As Snowpack Dwindles, How Do We Allocate Precious Water?

By Emily Howe, Aquatic Ecologist

In the arid and not-so-arid west, this is where water comes from in the summer: snowy islands isolated to high-elevation mountain ranges.

Flying over Bend, Ore. Photo by Jen Burke.

That’s it. That’s all we’ve got. There will be no rain for several months. There is no other source of water that will bubble up from below. There is no higher mountain from which to draw. This is it.

It’s a fickle source, as demonstrated by 2015’s extraordinary drought and 2017’s extraordinary snowpack. It has its up years, when mountain snow skirts are thick and extensive, blanketing the foothills’ ankles in a sparkling white drape. And it has its down years, when the mountains only sport short tennis skirts. 

Tennis whites, however, are what’s on tap for the future. And that water cannot meet the needs for all who live below.

Mount Olympus in the Olympic Mountain Range. Glacier is visible as well.  Photo by Hannah Letinich/LightHawk.

An analysis of water allocation needs for the Yakima Basin in Washington’s Central Cascades region indicates that climate shifts will induce increasingly contentious tradeoffs among water users. As the most sensitive basin to climate shifts in Washington state, agricultural uses and instream flows for ecological integrity are at odds. For example, under 2020 climate projections, the Yakima watershed can meet 100 percent of agricultural needs but only 60 percent of instream flow needs during July and August. Under 2040 climate projections, instream flow needs are reduced even further. 

And that is the way water is currently prioritized. People first, ecology second. It is instructive to flip the equation on its head in order to understand what ecological needs might experience when only 60 percent of the need is filled in order to meet human demands first. Under a fish-first water policy with 2020 climate projections, the Yakima Basin watershed can provide between 93 and 100 percent of target flows for fish requirements but only 50 percent of agricultural needs. By 2040, we can still meet fish target flows, but only if agricultural users receive a mere 34 percent of their stated needs. 

Agriculture near the Tri-Cities. Photo by John Marshall.

You can easily imagine the collapse of Yakima Basin agriculture with a 66 percent reduction in water availability. But can you imagine what ecosystem collapse might look like with 66 percent less water? Can you imagine what that might do to anadromous species of salmon, to migratory mammals, to floodplain ecosystems, to riparian forests, to downstream estuaries where salt curtails marsh vegetation reproduction and growth?

The good news, however, is that there is water to be found throughout these watersheds. There is water tied up in the evapotranspiration of trees — the process by which water is transferred to the atmosphere by transpiration from plants — as young overstocked forests transpire more water than mature forests with natural stand structure.

There is water to be held within the hyporheic (groundwater) zone beneath floodplains, if only we could reduce stream incision, which drives the water table downward and shunts water off the landscape. There is later-season water to be found through snowpack-tree canopy gap dynamics, as thick tree canopies can intercept and prevent a building snowpack in some areas or protect it, through shading, in others. There is water to be saved from leaking irrigation canals — canals that could be lined — and the saved water returned to the creeks and rivers where it is most needed. 

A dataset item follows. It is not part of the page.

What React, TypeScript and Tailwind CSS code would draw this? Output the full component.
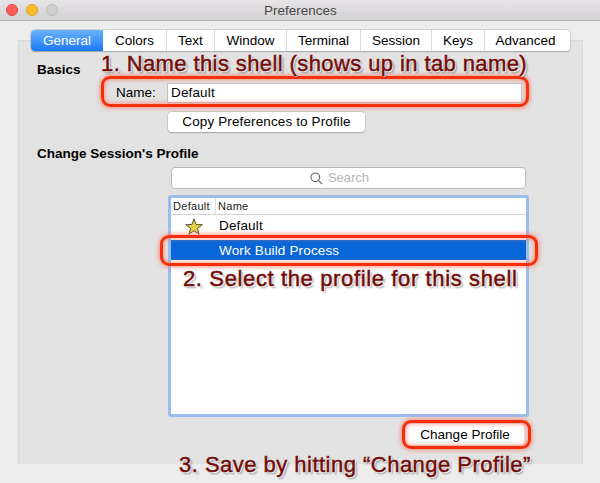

Agriculture in Washington's shrub-steppe. Photo by Keith Lazelle.

While the landscape requires extensive restoration on all these fronts, they are tangible projects that can be assessed, quantified and implemented. They include components that can be addressed from the ridgetop to the river. They represent integrated scientific disciplines and diverse resource-management techniques. The represent a recognition that there is water slipping away in inefficiencies throughout the system.

And lucky for us, we have the state of California to help us out as we rethink water for the future. During the recent, prolonged drought in California, people were lining up below freeway overpasses to gather stormwater runoff in 5 gallon buckets.  As they drove their pickups home to water their plants with toxic effluent, it became clear that every single drop of water is a resource; polluted or not. 

A satellite view of California and the Sierra Nevadas in 2014 during its multiyear drought. Photo © NASA

So as we design our Washington conservation programs, let us remember that you cannot have thriving communities and thriving nature without water for both. California has felt this pressure and is innovating as a result of having experienced great pain. From a climate perspective, Central Washington is not far behind. 

Perhaps a look to the south will provide helpful guidance to our conservation programs as they relate to freshwater, because we all know that when it comes to water allocation, not everyone is invited to play in their tennis whites.